Experimental Results.

We run the attack 1000 times each, on both the Kaby Lake and the Coffee Lake machines. Our attack can recover the kernel location with 100% accuracy on both machines, within about 0.27 seconds.

The full Fallout paper is available here.

Mitigation of Fallout:

Additional patches will have to come in the form of OS and microcode updates, but for now, the best mitigation is to disable SMT (aka HyperThreading) on all affected Intel CPUs.

ZombieLoad – Pulling Data from Store Buffers that Belongs to Other CPUs

This side-channel similarly depends on hitting the buffer logic in CPUs. It causes an information leak by intentionally creating errors and causing the processor to give information that is stored from different areas of the buffer that are supposed to be isolated.

This means that data can be retrieved from outside security boundaries such as outside of a VM or cloud instance, protected areas of memory (the kernel), or even across the Intel SGX framework specifically designed to protect from these types of problems.

In the proof-of-concept build used to demonstrate the vulnerability, ZombieLoad was used to pull AES-128 encryption keys from a server in less than 10 seconds. It pulled the debug Intel SGX sealing key (that is supposed to isolate processes from one another), and demonstrated that pulling live SGX keys is possible.  It was also used to pull data from across security boundaries, and they achieved 20KB/sec of raw data leakage from across different VMs, which will work regardless of operating system.
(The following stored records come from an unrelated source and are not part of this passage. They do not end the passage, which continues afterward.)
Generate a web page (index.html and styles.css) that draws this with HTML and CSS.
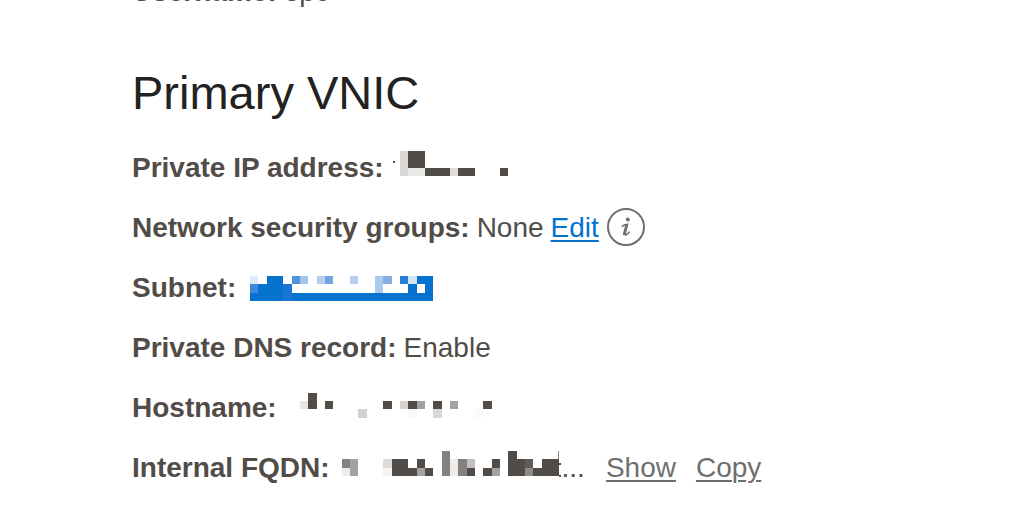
FILE: index.html
```html
<!DOCTYPE html>
<html lang="en">

<head>
  <meta charset="UTF-8">
  <title>Instance Details</title>
  <link rel="stylesheet" href="styles.css">
</head>

<body>
  <main class="details">
    <div class="row"><strong>Username:</strong> <span>opc</span></div>

    <h1>Primary VNIC</h1>

    <div class="row">
      <strong>Private IP address:</strong>
      <svg class="redacted" width="120" height="60" viewBox="391 138 120 60" aria-hidden="true">
        <path class="ink" d="M393 161h2v2h-2zM408 151h17v17h-17zM425 168h25v8h-25zM458 168h17v8h-17zM500 168h8v8h-8z" />
        <path fill="#d8d8d8" d="M400 151h8v25h-8z" />
        <path fill="#e9e9e8" d="M408 168h17v8h-17z" />
        <path fill="#dededd" d="M450 168h8v8h-8z" />
      </svg>
    </div>

    <div class="row">
      <strong>Network security groups:</strong>
      <span>None</span>
      <a href="#">Edit</a>
      <button class="info" type="button" aria-label="Information">
        <svg width="40" height="40" viewBox="0 0 40 40">
          <circle cx="20" cy="19" r="18" fill="none" stroke="#6f6f6f" stroke-width="2" />
          <circle cx="21.8" cy="11.6" r="2" fill="#6f6f6f" />
          <path d="M15.8 18.6Q18.4 16.4 21.4 16.2L18.9 24.6Q18.2 27.4 20.2 26.7Q22 26 23.6 23.6" fill="none" stroke="#6f6f6f" stroke-width="1.6" />
          <path d="M19.4 16.8L22.4 15.8L19.8 26.6L17.4 27.2Q16.6 26.4 17.2 24.4z" fill="#6f6f6f" />
        </svg>
      </button>
    </div>

    <div class="row">
      <strong>Subnet:</strong>
      <a href="#" aria-label="Subnet">
        <svg class="redacted" width="192" height="60" viewBox="243 258 192 60">
          <path fill="#0572ce" d="M267 276h16v17h-16zM417 276h16v8h-16zM258 284h25v9h-25zM408 284h9v9h-9zM425 284h8v9h-8zM250 293h183v8h-183z" />
          <path fill="#1a74d3" d="M283 284h9v17h-9z" />
          <path fill="#3f8ad8" d="M250 284h8v9h-8z" />
          <path fill="#dfebf8" d="M250 276h8v8h-8z" />
          <path fill="#5094dc" d="M292 276h8v8h-8z" />
          <path fill="#a2c5ec" d="M300 276h8v8h-8z" />
          <path fill="#b5cff0" d="M317 276h8v8h-8zM350 276h8v8h-8z" />
          <path fill="#72a5e3" d="M325 276h8v8h-8z" />
          <path fill="#abcaee" d="M375 276h8v17h-8z" />
          <path fill="#85b0e6" d="M383 276h9v8h-9z" />
          <path fill="#2a7fd6" d="M400 276h8v8h-8z" />
          <path fill="#d3e4f6" d="M408 276h9v8h-9z" />
        </svg>
      </a>
    </div>

    <div class="row"><strong>Private DNS record:</strong> <span>Enable</span></div>

    <div class="row">
      <strong>Hostname:</strong>
      <svg class="redacted" width="210" height="60" viewBox="284 378 210 60" aria-hidden="true">
        <path class="ink" d="M308 393h9v16h-9zM325 401h8v8h-8zM383 401h9v8h-9zM408 401h9v8h-9zM433 401h9v8h-9zM483 401h9v8h-9z" />
        <path fill="#e6e6e6" d="M300 401h8v8h-8z" />
        <path fill="#d2d2d2" d="M358 409h9v9h-9zM400 401h8v8h-8z" />
        <path fill="#a3a2a1" d="M417 401h8v8h-8zM450 401h8v8h-8z" />
        <path fill="#dad8d6" d="M433 409h9v9h-9z" />
        <path fill="#fafafa" d="M408 409h9v9h-9zM475 409h8v9h-8z" />
      </svg>
    </div>

    <div class="row">
      <strong>Internal FQDN:</strong>
      <span class="fqdn">
        <svg class="redacted" width="225" height="60" viewBox="337 438 225 60" aria-hidden="true">
          <path class="ink" d="M392 459h16v9h9v8h-25zM417 459h8v9h-8zM425 468h8v8h-8zM467 468h8v8h-8zM492 459h8v9h-8zM483 468h9v8h-9zM508 451h9v8h8v17h-17zM542 459h17v17h-26v-8h9zM559 463h2v2h-2zM559 475h2v2h-2z" />
          <path fill="#86807c" d="M342 459h8v9h-8zM442 451h8v25h-8zM458 459h9v17h-9z" />
          <path fill="#a3a2a1" d="M350 459h8v17h-8zM417 468h8v8h-8zM492 468h8v8h-8z" />
          <path fill="#ececec" d="M342 468h8v8h-8zM450 459h8v17h-8z" />
          <path fill="#dcdcdb" d="M383 459h9v9h-9z" />
          <path fill="#f3f3f3" d="M383 468h9v8h-9z" />
          <path fill="#bfbfbf" d="M467 459h8v9h-8z" />
          <path fill="#625b57" d="M525 459h8v9h-8z" />
          <path fill="#8e8c88" d="M525 468h8v8h-8zM558 451h1v8h-1z" />
        </svg>
        <span>...</span>
      </span>
      <div class="actions">
        <a href="#">Show</a>
        <a href="#">Copy</a>
      </div>
    </div>
  </main>
</body>

</html>
```

FILE: styles.css
```css
body {
  margin: 0;
  font-family: "Liberation Sans", Arial, sans-serif;
  font-size: 28px;
  color: #514c47;
  background-color: #fff;
  overflow: hidden;
}

.details {
  margin-top: -38px;
  padding: 0 132px;
}

h1 {
  margin: 41px 0 15px;
  font-size: 47px;
  font-weight: normal;
  line-height: 60px;
  color: #222;
}

.row {
  display: flex;
  align-items: center;
  gap: 7px;
  height: 60px;
  line-height: 60px;
  white-space: nowrap;
}

a {
  color: #0572ce;
  text-decoration: underline;
  text-decoration-thickness: 2px;
  text-underline-offset: 3px;
}

.redacted {
  display: block;
  flex: none;
}

.ink {
  fill: #514c47;
}

.info {
  display: flex;
  padding: 0;
  border: none;
  background: none;
  cursor: pointer;
}

.fqdn {
  display: flex;
}

.actions {
  display: flex;
  gap: 20px;
  margin-left: 14px;
}

.actions a {
  color: #6f6f6f;
}
```
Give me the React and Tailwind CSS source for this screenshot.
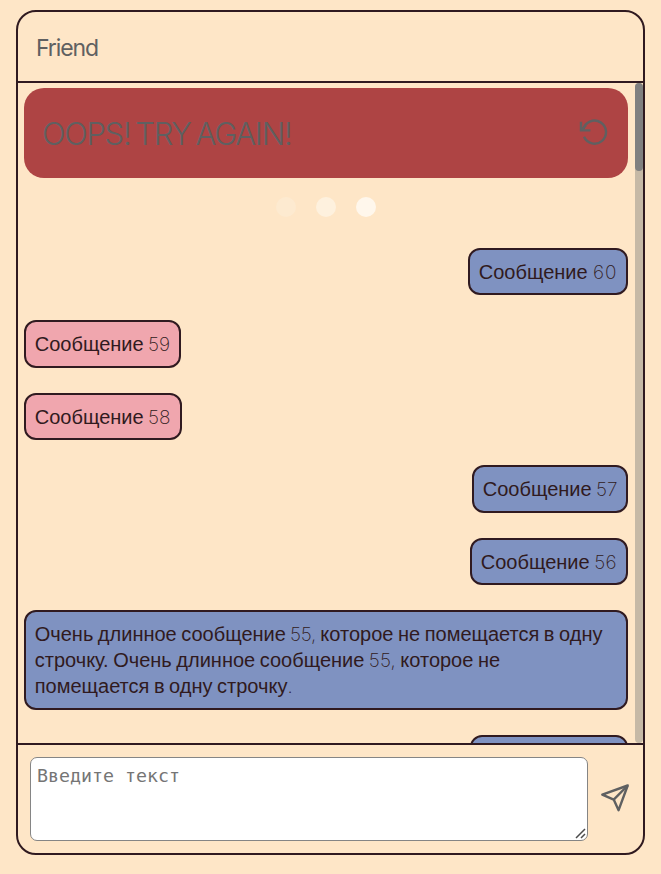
const messages = [
  { number: 60, mine: true, width: 'w-[160px]', fit: 'tracking-[1px]' },
  { number: 59, mine: false, width: 'w-[157px]', fit: 'tracking-[0px]' },
  { number: 58, mine: false, width: 'w-[158px]', fit: 'tracking-[0px]' },
  { number: 57, mine: true, width: 'w-[156px]', fit: 'tracking-[0px]' },
  { number: 56, mine: true, width: 'w-[158px]', fit: 'tracking-[0.3px]' },
];

function Num({ fit = 'tracking-[-0.2px]', children }) {
  return <span className={`font-['Inter'] text-[19px] leading-none font-extralight ${fit}`}>{children}</span>;
}

function Bubble({ mine, width, children }) {
  return (
    <div
      className={`shrink-0 rounded-[12px] border-2 border-[#301a20] pt-[8.75px] pb-[8.75px] pl-[8.75px] whitespace-nowrap [word-spacing:-1px] ${width} ${
        mine ? 'self-end bg-[#7f92c1]' : 'self-start bg-[#f0a6ae]'
      }`}
    >
      {children}
    </div>
  );
}

function RetryIcon() {
  return (
    <svg width="30" height="28" viewBox="0 0 30 28" fill="none" stroke="#5f6061" strokeWidth="2.4">
      <path d="M5.4 10.2A11.5 11.5 0 1 1 6 17.8" />
      <path d="M3 2.8v8.6h9.4" />
      <path d="M3.4 11l4.4-4.6" />
    </svg>
  );
}

function SendIcon() {
  return (
    <svg width="30" height="28" viewBox="0 0 30 28" fill="none" stroke="#5f6061" strokeWidth="2.4" strokeLinejoin="round">
      <path d="M27.7 1.5L2.3 10.7L13.7 15.6L18.6 26.2Z" />
      <path d="M27.7 1.5L13.7 15.6" />
    </svg>
  );
}

export default function App() {
  return (
    <div className="h-[874px] w-[661px] overflow-hidden bg-[#fee6c7] pt-[10px] pl-[16px] font-['Liberation_Sans',sans-serif] text-[#301a20]">
      <div className="flex h-[845px] w-[629px] flex-col overflow-hidden rounded-[20px] border-2 border-[#301a20]">
        <header className="flex h-[71px] shrink-0 items-center border-b-2 border-[#301a20] pt-[3px] pl-[18px] font-['Inter'] text-[23px] text-[#5f6061]">
          <span className="tracking-[-1.1px]">Friend</span>
        </header>

        <main className="flex h-[660px] shrink-0 overflow-hidden">
          <div className="flex w-[617px] shrink-0 flex-col pt-[5px] pr-[7px] pl-[6px] text-[20px] leading-[26px]">
            <div className="flex h-[90px] shrink-0 items-center justify-between rounded-[20px] bg-[#ae4444] pr-[20px] pl-[18px] text-[#5f6061]">
              <span className="pt-[2px] font-['Inter'] text-[31px] font-light tracking-[-1.3px] whitespace-nowrap [word-spacing:-2.5px]">
                OOPS! TRY AGAIN!
              </span>
              <RetryIcon />
            </div>
            <div className="mt-[19px] flex shrink-0 justify-center gap-[20px]">
              <i className="size-[20px] rounded-full bg-[#fdead0]" />
              <i className="size-[20px] rounded-full bg-[#fef1de]" />
              <i className="size-[20px] rounded-full bg-[#fff7ec]" />
            </div>
            <div className="mt-[30.8px] flex flex-col gap-[25px]">
              {messages.map((m) => (
                <Bubble key={m.number} mine={m.mine} width={m.width}>
                  Сообщение<Num fit={m.fit}> {m.number}</Num>
                </Bubble>
              ))}
              <Bubble mine width="w-full">
                Очень длинное сообщение<Num> 55, </Num>которое не помещается в одну<br />
                строчку. Очень длинное сообщение<Num fit="tracking-[0.1px]"> 55, </Num>которое не<br />
                помещается в одну строчку<Num>.</Num>
              </Bubble>
              <Bubble mine width="w-[158px]">
                Сообщение<Num> 54</Num>
              </Bubble>
            </div>
          </div>
          <div className="h-full w-[8px] shrink-0 rounded-[4px] bg-[#c6b9a6]">
            <div className="h-[88px] w-full rounded-[4px] bg-[#808080]" />
          </div>
        </main>

        <footer className="flex flex-1 items-start border-t-2 border-[#301a20] pt-[12px] pl-[12px]">
          <div className="relative h-[84px] w-[558px] shrink-0">
            <textarea
              className="block h-full w-full resize-none rounded-[7px] border border-[#858585] bg-white px-[6px] py-[7px] font-['DejaVu_Sans_Mono',monospace] text-[18.3px] leading-[22px] placeholder:text-[#757575]"
              placeholder="Введите текст"
            />
            <svg className="absolute right-[2px] bottom-[2px]" width="11" height="11" viewBox="0 0 11 11" stroke="#4b4b4b" strokeWidth="1.5">
              <path d="M1 10L10 1M6 10l4-4" />
            </svg>
          </div>
          <div className="mt-[27px] ml-[12px]">
            <SendIcon />
          </div>
        </footer>
      </div>
    </div>
  );
}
The full ZombieLoad paper is available here.

Mitigating Zombieload

ZombieLoad is mitigated by disabling HyperThreading. Because of the nature of the attacks, there will be large performance hits from software and firmware updates that attempt to mitigate this problem. This is because buffers will need to be flushed and performance optimizations will need to be avoided in order to prevent the exploit from working.